### Data segment:
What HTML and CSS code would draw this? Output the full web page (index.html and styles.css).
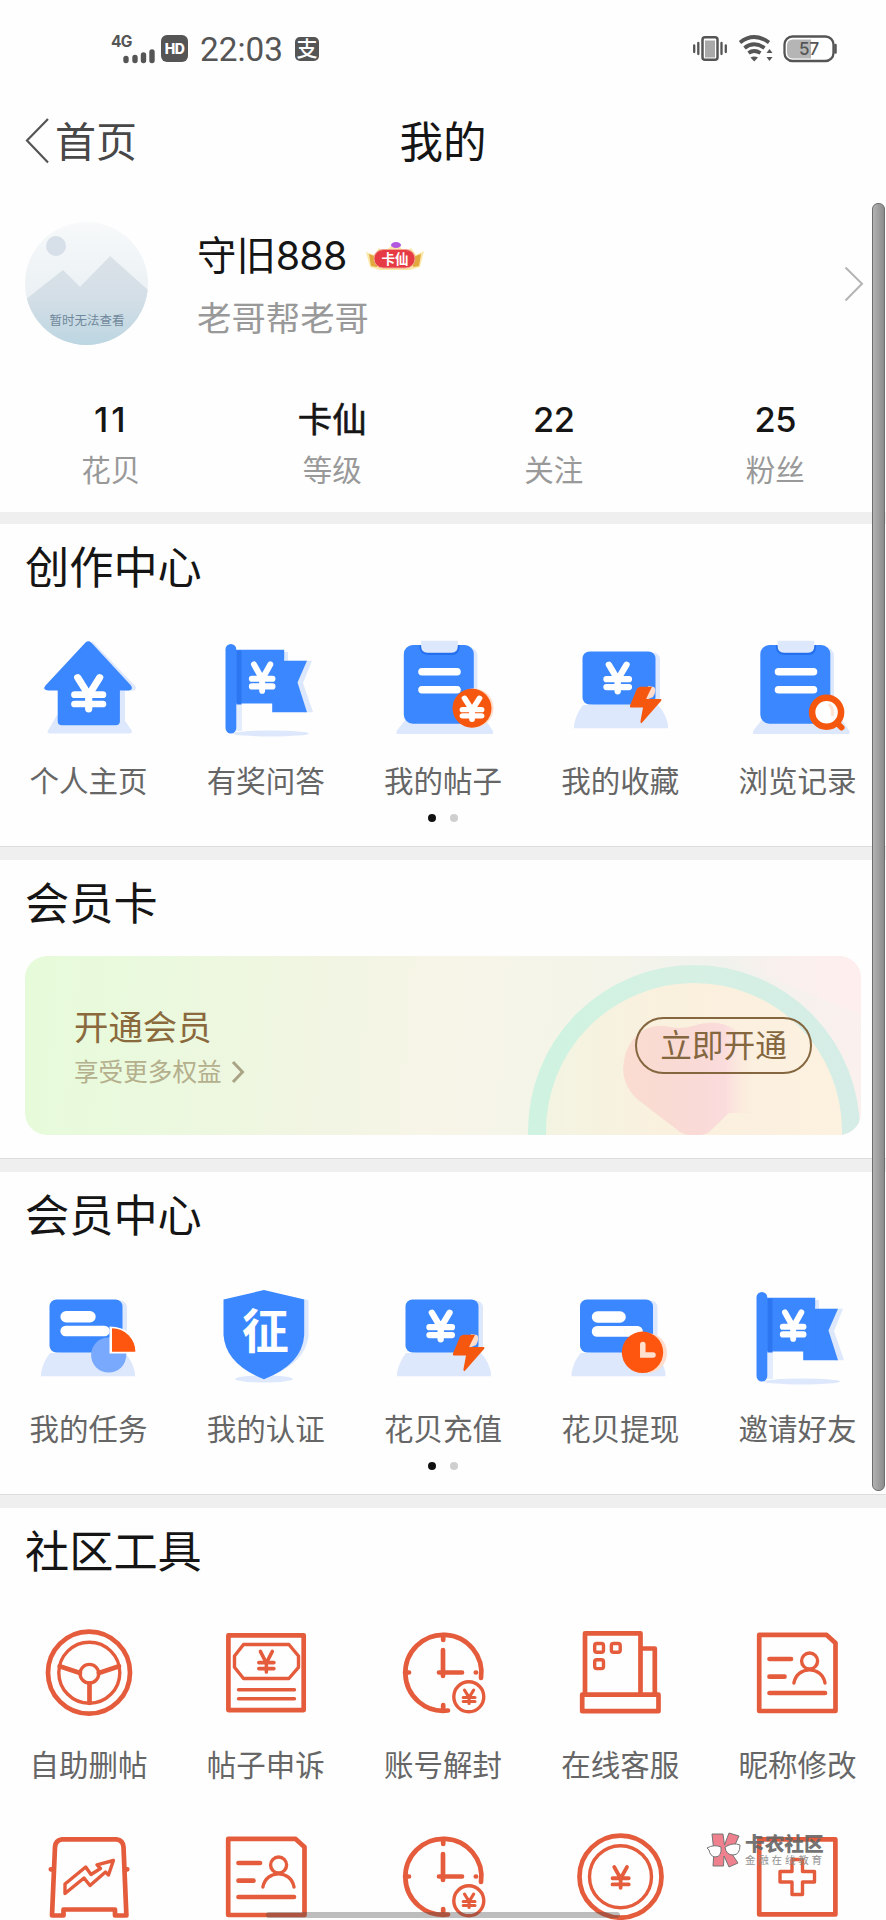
FILE: index.html
```
<!DOCTYPE html>
<html lang="zh-CN">
<head>
<meta charset="utf-8">
<title>我的</title>
<link rel="stylesheet" href="styles.css">
</head>
<body>
<svg class="defs" width="0" height="0" aria-hidden="true">
  <defs>
    <path id="yen" d="M3 0 14 19 25 0M0 18.5H28M0 28.5H28M14 19V34" fill="none" stroke-linecap="round"/>
    <symbol id="i-house" viewBox="0 0 108 108">
      <path d="M22 83H86L97 99Q97 101.500 94 101.500H15Q12 101.500 12.700 99Z" fill="#dde8fc"/>
      <path d="M57 9 101 55Q101 59 96 59H90V91H60Z" fill="#dde8fc"/>
      <path d="M50.500 10.500Q53.400 8 56.200 10.500L96 53.500Q98.500 58 93.500 58.500H84.900V89Q84.900 93.300 80.500 93.300H27Q22.700 93.300 22.700 89V58.500H13.500Q7 58 10.500 53.500Z" fill="#3a87ff"/>
      <use href="#yen" transform="translate(39.700 45.500) scale(1 .93)" stroke="#fff" stroke-width="7.200"/>
    </symbol>
    <symbol id="i-flag" viewBox="0 0 108 108">
      <path d="M70 20H76V28.700H100L91 51 101 80.300H92Z" fill="#dde8fc"/>
      <path d="M24 72H30V99H24Z" fill="#e4edfd"/>
      <ellipse cx="59" cy="101.500" rx="38" ry="3" fill="#dde8fc"/>
      <path d="M60.200 28.700H95L85.500 50.600 95 80.300H60.200Z" fill="#3a87ff"/>
      <path d="M24 17.700H72.200V71.500H24Z" fill="#3a87ff"/>
      <path d="M24.500 18.500H29.500V72.500H24.500Z" fill="#2c76f2"/>
      <rect x="13.500" y="12" width="10.800" height="89.500" rx="5.400" fill="#3a87ff"/>
      <use href="#yen" transform="translate(39.800 32.500) scale(.74 .77)" stroke="#fff" stroke-width="8"/>
    </symbol>
    <symbol id="i-board" viewBox="0 0 108 108" overflow="visible">
      <path d="M22 84H96L106.500 99V102H10V99Z" fill="#dde8fc"/>
      <rect x="22" y="15" width="69" height="76" rx="9" fill="#dde8fc"/>
      <rect x="17.300" y="13" width="70" height="78.700" rx="9" fill="#3a87ff"/>
      <path d="M33 13H73V16Q72 23 66 23H42Q34 23 33 16Z" fill="#246fee"/>
      <path d="M34.600 8.700H71.300V14Q71.300 20.700 65 20.700H41Q34.600 20.700 34.600 14Z" fill="#dde8fc"/>
      <path d="M35.500 39.700H70.500M35.500 57.700H70.500" stroke="#fff" stroke-width="7.600" stroke-linecap="round"/>
    </symbol>
    <symbol id="i-post" viewBox="0 0 108 108">
      <use href="#i-board" x="-2.500" width="108" height="108"/>
      <circle cx="85" cy="76" r="19.500" fill="#ffdccb"/>
      <circle cx="83" cy="76.300" r="19.500" fill="#f6570f"/>
      <use href="#yen" transform="translate(73.500 66.200) scale(.68 .62)" stroke="#fff" stroke-width="8.500"/>
    </symbol>
    <symbol id="i-history" viewBox="0 0 108 108">
      <use href="#i-board" width="108" height="108"/>
      <circle cx="83.600" cy="80.300" r="14.500" fill="#fff" stroke="#f6570f" stroke-width="6.500"/>
      <path d="M86 72Q91 77 89 84" stroke="#ffe3d4" stroke-width="3" fill="none"/>
      <path d="M94 91 98.500 95.500" stroke="#f6570f" stroke-width="6" stroke-linecap="round"/>
    </symbol>
    <symbol id="i-screen" viewBox="0 0 108 108" overflow="visible">
      <path d="M17 73H92Q100 82 102 93V96.300H8V93Q10 82 17 73Z" fill="#dde8fc"/>
      <rect x="22" y="20.500" width="72" height="52.500" rx="7" fill="#dde8fc"/>
      <rect x="16.500" y="19.500" width="73" height="53" rx="7" fill="#3a87ff"/>
    </symbol>
    <symbol id="i-charge" viewBox="0 0 108 108">
      <use href="#i-screen" width="108" height="108"/>
      <use href="#yen" transform="translate(40.500 32.800) scale(.8 .78)" stroke="#fff" stroke-width="8"/>
      <path d="M82 54 88 55Q91 58 87 65L80 68Z" fill="#ffdccb"/>
      <path d="M74 54.700H86L80 67H95Q96 68 95 69L75.500 91.300Q74 91 74.500 89L77 75.500H64.500Q63.500 75 64 73.500L71 56.500Z" fill="#f6570f"/>
    </symbol>
    <symbol id="i-withdraw" viewBox="0 0 108 108">
      <use href="#i-screen" x="-2.500" width="108" height="108"/>
      <rect x="25.800" y="31.300" width="34" height="11.400" rx="5.700" fill="#fff"/>
      <rect x="25.800" y="46" width="51" height="10.700" rx="5.300" fill="#fff"/>
      <circle cx="81" cy="73" r="20" fill="#ffdccb"/>
      <circle cx="76.500" cy="72.300" r="20.700" fill="#ff560f"/>
      <path d="M76.800 64.500V75H87" fill="none" stroke="#ffe0cf" stroke-width="5.500" stroke-linecap="round"/>
    </symbol>
    <symbol id="i-task" viewBox="0 0 108 108">
      <use href="#i-screen" x="-2" width="108" height="108"/>
      <rect x="25.400" y="31" width="35.300" height="11.400" rx="5.700" fill="#fff"/>
      <rect x="25.400" y="45.700" width="49.300" height="10.500" rx="5.200" fill="#fff"/>
      <circle cx="73.700" cy="75" r="17.600" fill="#79a9fc"/>
      <path d="M74.500 73.500V46.500Q101 47 103.500 73.500Z" fill="#fff"/>
      <path d="M77 71.700V48.300A23.400 23.400 0 0 1 100.400 71.700Z" fill="#ff560f"/>
    </symbol>
    <symbol id="i-shield" viewBox="0 0 108 108">
      <ellipse cx="52" cy="99" rx="29" ry="3.500" fill="#dde8fc"/>
      <path d="M57 12 96.500 20V56Q94 82 57 97Z" fill="#dde8fc"/>
      <path d="M52 10 92.200 19.500V55Q90.500 84 52 99.300 13.500 84 11.500 55V19.500Z" fill="#3a87ff"/>
      <text class="shield-text" x="53.200" y="67.500" text-anchor="middle">征</text>
    </symbol>
    <symbol id="i-wheel" viewBox="0 0 108 108">
      <g class="line">
        <circle cx="54" cy="56.700" r="41"/>
        <g class="thin"><circle cx="54.300" cy="56.700" r="30.500"/><circle cx="54.400" cy="57.700" r="9.300"/></g>
        <path d="M45 57 24.700 50.200M63.800 57 84 50.200M54.500 67.500V87"/>
      </g>
    </symbol>
    <symbol id="i-appeal" viewBox="0 0 108 108">
      <g class="line">
        <rect x="16.400" y="19.400" width="75.300" height="74.700"/>
        <g class="thin"><path d="M31.500 28.500H76.900L86.500 40V51.300L76.900 62.500H31.500L22.500 51.300V40Z"/>
        <path d="M26.500 73.700H82.500M26.500 82.700H82.500"/></g>
        <use href="#yen" transform="translate(46.800 35.500) scale(.54 .6)" stroke-width="6.500"/>
      </g>
    </symbol>
    <symbol id="i-unlock" viewBox="0 0 108 108">
      <g class="line">
        <path d="M92 62A38 38 0 1 0 59 94.500"/>
        <path d="M16 56.500H20M54.200 19V24M54.200 89V94M86.800 56.500H87M54 34V60M50 56.500H73"/>
        <g class="thin"><circle cx="79.800" cy="80.800" r="15"/></g>
        <use href="#yen" transform="translate(74.200 74) scale(.42 .4)" stroke-width="7.500"/>
      </g>
    </symbol>
    <symbol id="i-service" viewBox="0 0 108 108">
      <g class="line">
        <path d="M19 78V17.300H74.500V78M76 32.500H88.800V78"/>
        <rect x="16.200" y="78.700" width="76.300" height="16.500"/>
        <g class="thin"><rect x="28.700" y="27.500" width="8.800" height="8.800" rx="2"/><rect x="45.400" y="27.500" width="8.800" height="8.800" rx="2"/><rect x="28.700" y="43.800" width="8.800" height="8.800" rx="2"/></g>
      </g>
    </symbol>
    <symbol id="i-id" viewBox="0 0 108 108">
      <g class="line">
        <path d="M16.200 18.900H83.600L92.500 27V95H16.200Z"/>
        <path d="M26.500 43H48M26.500 60.700H41.500M26.500 77H82"/>
        <g class="thin"><circle cx="66.600" cy="45" r="8"/><path d="M50.900 67C54 49.500 79 49.500 82 67"/></g>
      </g>
    </symbol>
    <symbol id="i-trend" viewBox="0 0 108 108">
      <g class="line">
        <path d="M27 19.300H81.500Q88 20 88.500 27L91.400 95.500H80V89.500H28.500V95.500H17L20 27Q20.500 20 27 19.300Z"/>
        <path d="M15.800 49.300H18M90.500 49.300H92.300"/>
        <path class="thin" d="M30 73.500V64L50.700 47 56 54.500 65.500 48.500 62 44.800 78.400 40.500 73.500 55 70.500 52 55 65.500 49 58Z"/>
      </g>
    </symbol>
    <symbol id="i-coin" viewBox="0 0 108 108">
      <g class="line">
        <circle cx="54.500" cy="56.700" r="41"/>
        <circle class="thin" cx="54.500" cy="56.700" r="31"/>
        <use href="#yen" transform="translate(46.500 47) scale(.58 .61)" stroke-width="6.500"/>
      </g>
    </symbol>
    <symbol id="i-plus" viewBox="0 0 108 108">
      <g class="line">
        <rect x="16.200" y="19.400" width="76.200" height="75"/>
        <path class="thin" d="M49 39.500H59.500V51.500H71.500V62H59.500V74.500H49V62H37V51.500H49Z"/>
      </g>
    </symbol>
  </defs>
</svg>

<div class="page">
  <div class="status">
    <svg class="signal" width="46" height="32" viewBox="0 0 46 32">
      <text x="0" y="14">4G</text>
      <path d="M15 25.500V27.500M24 24.500V27.500M32.500 22V27.500M41 19V27.500" stroke="#555" stroke-width="5.400" stroke-linecap="round"/>
    </svg>
    <span class="hd">HD</span>
    <span class="time">22:03</span>
    <span class="pay">支</span>
    <svg class="vibrate" width="36" height="28" viewBox="0 0 36 28">
      <rect x="10.500" y="2.200" width="15" height="22.600" rx="2.500" fill="#fff" stroke="#555" stroke-width="2.500"/>
      <rect x="13" y="5.500" width="10" height="17" fill="#a9a9a9"/>
      <path d="M6.300 8V19M2.200 10.500V17M29.500 8V19M33.800 10.500V17" stroke="#555" stroke-width="2.300" stroke-linecap="round"/>
    </svg>
    <svg class="wifi" width="36" height="28" viewBox="0 0 36 28">
      <path d="M2 7.500Q16 -3.500 31 7.500M6.500 13Q16 5.500 26.500 13M10.500 18Q16 14 22.500 18" fill="none" stroke="#555" stroke-width="3.800"/>
      <path d="M12.500 22.500Q16 20.500 20 22.500L16.200 26.500Z" fill="#555"/>
      <path d="M28.500 18 31.500 14 34.500 18ZM28.500 22 31.500 26 34.500 22Z" fill="#555"/>
    </svg>
    <svg class="battery" width="56" height="28" viewBox="0 0 56 28">
      <rect x="1.500" y="1.500" width="49" height="24.500" rx="8" fill="#fff" stroke="#555" stroke-width="2.300"/>
      <path d="M10 4.500H28V23.500H10Q4 23.500 4 17V10.500Q4 4.500 10 4.500Z" fill="#b5b5b5"/>
      <path d="M52.500 10V17.500" stroke="#555" stroke-width="2.500" stroke-linecap="round"/>
      <text x="26" y="20" text-anchor="middle">57</text>
    </svg>
  </div>

  <header class="nav">
    <a class="back"><svg width="24" height="48" viewBox="0 0 24 48"><path d="M23 1 2 22.500 23 44.500" fill="none" stroke="#555" stroke-width="2.200"/></svg>首页</a>
    <h1>我的</h1>
    <span></span>
  </header>

  <section class="profile">
    <svg class="avatar" width="123" height="123" viewBox="0 0 123 123">
      <defs>
        <clipPath id="round"><circle cx="61.500" cy="61.500" r="61.500"/></clipPath>
        <linearGradient id="sky" x2="0" y2="1"><stop stop-color="#f7f9fa"/><stop offset="1" stop-color="#e2ebf0"/></linearGradient>
        <linearGradient id="hill" x2="0" y2="1"><stop stop-color="#dbe2e8"/><stop offset=".5" stop-color="#d3dee6"/><stop offset="1" stop-color="#bcd6e2"/></linearGradient>
      </defs>
      <g clip-path="url(#round)">
        <path d="M0 0H123V123H0Z" fill="url(#sky)"/>
        <circle cx="31" cy="24" r="10" fill="#d7e0e8"/>
        <path d="M0 78 38 48 55 65 85 34 123 68V123H0Z" fill="url(#hill)"/>
        <text x="62" y="103" text-anchor="middle">暂时无法查看</text>
      </g>
    </svg>
    <div class="who">
      <div class="name">守旧<span class="num">888</span>
        <svg class="rank" width="60" height="32" viewBox="0 0 60 32">
          <path d="M1 12 9 15 14 8 19 12 30 3 41 12 46 8 51 15 59 11 55 27 45 30H15L5 27Z" fill="#fbe7a8"/>
          <path d="M4 14 12 17V27L6 26ZM56 14 48 17V27L54 26Z" fill="#e0a83d"/>
          <ellipse cx="31" cy="5" rx="5" ry="3" fill="#b457e0"/>
          <rect x="9" y="9.500" width="41" height="18.500" rx="9.200" fill="#e63b45" stroke="#f3a08e" stroke-width="1"/>
          <text x="30" y="23.500" text-anchor="middle">卡仙</text>
        </svg>
      </div>
      <div class="bio">老哥帮老哥</div>
    </div>
    <svg class="more" width="20" height="36" viewBox="0 0 20 36"><path d="M1.500 1.500 18 17.800 1.500 34.500" fill="none" stroke="#b4b4b4" stroke-width="2"/></svg>
  </section>

  <section class="stats">
    <div><b class="ones">11</b><span>花贝</span></div>
    <div><b class="word">卡仙</b><span>等级</span></div>
    <div><b>22</b><span>关注</span></div>
    <div><b>25</b><span>粉丝</span></div>
  </section>

  <section class="panel">
    <h2>创作中心</h2>
    <div class="grid">
      <div class="item"><svg class="icon"><use href="#i-house"/></svg><span>个人主页</span></div>
      <div class="item"><svg class="icon"><use href="#i-flag"/></svg><span>有奖问答</span></div>
      <div class="item"><svg class="icon"><use href="#i-post"/></svg><span>我的帖子</span></div>
      <div class="item"><svg class="icon"><use href="#i-charge"/></svg><span>我的收藏</span></div>
      <div class="item"><svg class="icon"><use href="#i-history"/></svg><span>浏览记录</span></div>
    </div>
    <div class="dots"><i class="on"></i><i></i></div>
  </section>

  <section class="panel vip">
    <h2>会员卡</h2>
    <div class="card">
      <svg class="art" width="836" height="179" viewBox="0 0 836 179">
        <defs>
          <linearGradient id="ring"><stop stop-color="#cff3e0"/><stop offset=".5" stop-color="#d6f0e4"/><stop offset="1" stop-color="#d5ede6"/></linearGradient>
          <linearGradient id="disc"><stop stop-color="#f3f4e2"/><stop offset=".4" stop-color="#faf0de"/><stop offset="1" stop-color="#fdf1e0"/></linearGradient>
          <linearGradient id="heart"><stop stop-color="#fadcd0"/><stop offset=".55" stop-color="#f9dad6"/><stop offset=".75" stop-color="#fbdcdd"/><stop offset="1" stop-color="#fcefdd" stop-opacity="0"/></linearGradient>
          <linearGradient id="corner"><stop stop-color="#fdf0ec" stop-opacity="0"/><stop offset="1" stop-color="#feeeee"/></linearGradient>
        </defs>
        <path d="M690 0H836V58L790 40Z" fill="url(#corner)"/>
        <circle cx="669" cy="175" r="157" fill="url(#disc)" stroke="url(#ring)" stroke-width="18"/>
        <path d="M655 176 612 143Q592 124 601 96 613 67 640 70 655 74 668 70 705 58 725 90 738 120 733 157H704L683 177Q668 183 655 176Z" fill="url(#heart)"/>
      </svg>
      <div class="offer">
        <strong>开通会员</strong>
        <span>享受更多权益<svg width="14" height="24" viewBox="0 0 14 24"><path d="M2 2 11.500 12 2 22" fill="none" stroke="#a9a486" stroke-width="3"/></svg></span>
      </div>
      <span class="open">立即开通</span>
    </div>
  </section>

  <section class="panel">
    <h2>会员中心</h2>
    <div class="grid">
      <div class="item"><svg class="icon"><use href="#i-task"/></svg><span>我的任务</span></div>
      <div class="item"><svg class="icon"><use href="#i-shield"/></svg><span>我的认证</span></div>
      <div class="item"><svg class="icon"><use href="#i-charge"/></svg><span>花贝充值</span></div>
      <div class="item"><svg class="icon"><use href="#i-withdraw"/></svg><span>花贝提现</span></div>
      <div class="item"><svg class="icon"><use href="#i-flag"/></svg><span>邀请好友</span></div>
    </div>
    <div class="dots"><i class="on"></i><i></i></div>
  </section>

  <section class="panel tools">
    <h2>社区工具</h2>
    <div class="grid">
      <div class="item"><svg class="icon"><use href="#i-wheel"/></svg><span>自助删帖</span></div>
      <div class="item"><svg class="icon"><use href="#i-appeal"/></svg><span>帖子申诉</span></div>
      <div class="item"><svg class="icon"><use href="#i-unlock"/></svg><span>账号解封</span></div>
      <div class="item"><svg class="icon"><use href="#i-service"/></svg><span>在线客服</span></div>
      <div class="item"><svg class="icon"><use href="#i-id"/></svg><span>昵称修改</span></div>
      <div class="item"><svg class="icon"><use href="#i-trend"/></svg></div>
      <div class="item"><svg class="icon"><use href="#i-id"/></svg></div>
      <div class="item"><svg class="icon"><use href="#i-unlock"/></svg></div>
      <div class="item"><svg class="icon"><use href="#i-coin"/></svg></div>
      <div class="item"><svg class="icon"><use href="#i-plus"/></svg></div>
    </div>
  </section>

  <div class="watermark">
    <svg width="36" height="36" viewBox="0 0 36 36">
      <path d="M6 2H17L18.500 13 23 1 33 4 28 15 24 19 32 31 23 35 18 24 17.500 34H7L8 20Z" fill="#ee7484" stroke="#666" stroke-width="1"/>
      <path d="M1 16Q8 12 15 15 16 25 9 25 4 24 3 18ZM19 15Q27 10 34 13 34 23 27 23 20 23 19 15Z" fill="#fff" stroke="#666" stroke-width="1"/>
    </svg>
    <div><b>卡农社区</b><span>金融在线教育</span></div>
  </div>
  <div class="scrollbar"></div>
  <div class="homebar"></div>
</div>
</body>
</html>
```
FILE: styles.css
```
* { box-sizing: border-box; }
body {
  margin: 0;
  background: #fefefe;
  color: #151515;
  font-family: Inter, "Noto Sans CJK SC", sans-serif;
}
h1, h2 { margin: 0; font-weight: 400; }
svg { display: block; flex: none; }
.defs { position: absolute; }
.page { position: relative; width: 886px; height: 1920px; overflow: hidden; }

.status { display: flex; align-items: center; height: 97px; padding: 0 47px 0 111px; color: #555; }
.signal { margin-right: 4px; }
.signal text { font: 700 15.500px Inter, sans-serif; fill: #555; letter-spacing: -.8px; }
.hd {
  width: 27px; height: 27px; border-radius: 6px; background: #555; color: #fff;
  font: 800 14px/27px Inter, sans-serif; text-align: center; letter-spacing: -.5px;
}
.time { margin-left: 12px; width: 95px; padding-top: 2px; font: 400 33.300px/40px Roboto, sans-serif; }
.pay {
  width: 24px; height: 24px; border-radius: 5px; background: #555; color: #fff;
  font-size: 21px; line-height: 24px; font-weight: 500; text-align: center; overflow: hidden;
}
.vibrate { margin-left: auto; }
.wifi { margin-left: 10px; }
.battery { margin-left: 9px; }
.battery text { font: 500 17px Inter, sans-serif; fill: #555; }

.nav { display: grid; grid-template-columns: 1fr auto 1fr; align-items: center; height: 90px; padding: 0 25px; }
.back { display: flex; align-items: center; gap: 6px; color: #484848; font-size: 41px; line-height: 60px; }
.nav h1 { font-size: 43.500px; line-height: 60px; }

.profile { display: flex; align-items: flex-start; height: 190px; padding: 35px 22px 0 25px; }
.avatar text { font-size: 12.500px; fill: #70889b; }
.who { margin-left: 49px; }
.name { display: flex; align-items: center; height: 68px; font-size: 39.400px; line-height: 68px; }
.num { letter-spacing: -.8px; }
.rank { margin-left: 18px; }
.rank text { font-size: 13.500px; font-weight: 700; fill: #fff; }
.bio { font-size: 34.400px; line-height: 58px; color: #999; }
.more { margin: 44px 0 0 auto; }

.stats { display: grid; grid-template-columns: repeat(4, 1fr); height: 135px; padding-top: 18px; text-align: center; }
.stats b { display: block; font-size: 34.400px; line-height: 50px; font-weight: 500; letter-spacing: -.4px; }
.stats .ones { letter-spacing: 3px; text-indent: 1px; }
.stats .word { font-weight: 400; letter-spacing: 0; -webkit-text-stroke: .6px #151515; }
.stats span { display: block; font-size: 29.500px; line-height: 50px; color: #999; }

.panel { height: 335px; border-top: 12px solid #efefef; }
.panel h2 { padding-left: 25px; font-size: 44.200px; line-height: 88px; height: 108px; }
.panel + .panel { height: 336px; border-top-width: 13px; box-shadow: 0 -1px #ddd; }
.panel.vip { height: 312px; }
.panel.vip h2 { height: 96px; }
.panel.tools { height: 425px; }
.grid { display: grid; grid-template-columns: repeat(5, 1fr); grid-auto-rows: 204px; }
.item { display: flex; flex-direction: column; align-items: center; }
.icon { width: 108px; height: 108px; }
.item span { margin-top: 19px; font-size: 29.500px; line-height: 44px; color: #666; white-space: nowrap; }
.shield-text { font-size: 47px; font-weight: 700; fill: #fff; }
.line { fill: none; stroke: #e45c3c; stroke-width: 4.700; stroke-linejoin: round; stroke-linecap: round; }
.thin { stroke-width: 3.400; }
.dots { display: flex; gap: 14px; margin: -22px 0 0 428px; }
.dots i { width: 8px; height: 8px; border-radius: 50%; background: #cfcfcf; }
.dots .on { background: #111; }

.card {
  position: relative; display: flex; align-items: center; justify-content: space-between;
  width: 836px; height: 179px; margin-left: 25px; padding: 0 49px; border-radius: 22px; overflow: hidden;
  background: linear-gradient(95deg, #e6fbda 0, #ebf9de 17%, #f1f5e2 35%, #f7f5e8 50%, #f4f4e9 66%, #f1f2ed 82%, #fbf0ee 100%);
}
.art { position: absolute; inset: 0; }
.offer { position: relative; padding-top: 4px; }
.offer strong { display: block; font-weight: 400; font-size: 34.400px; line-height: 48px; color: #8a6a3c; }
.offer span { display: flex; align-items: center; gap: 9px; font-size: 24.600px; line-height: 40px; color: #b4af8c; }
.open {
  position: relative; width: 177px; height: 57px; border: 2.500px solid #84663f; border-radius: 29px;
  font-size: 31.700px; line-height: 54px; text-align: center; color: #84663f;
}

.watermark { position: absolute; left: 706px; top: 1832px; display: flex; gap: 3px; color: #666; opacity: .9; }
.watermark b { display: block; font-size: 19.700px; line-height: 24px; font-weight: 900; }
.watermark span { display: block; font-size: 10.500px; line-height: 10px; letter-spacing: 2.800px; white-space: nowrap; color: #888; }
.scrollbar {
  position: absolute; left: 872px; top: 203px; width: 13px; height: 1288px; border-radius: 6px;
  border: 1.500px solid #6d6d6d; background: linear-gradient(90deg, #b2b2b2, #8c8c8c);
}
.homebar { position: absolute; left: 266px; top: 1912px; width: 354px; height: 6px; border-radius: 3px; background: rgba(70, 70, 70, .35); }
```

### What to produce:
Scan the listing above for the word "styles" and show each line where it is found.

### Worked answer:
What HTML and CSS code would draw this? Output the full web page (index.html and styles.css).
<link rel="stylesheet" href="styles.css">
FILE: styles.css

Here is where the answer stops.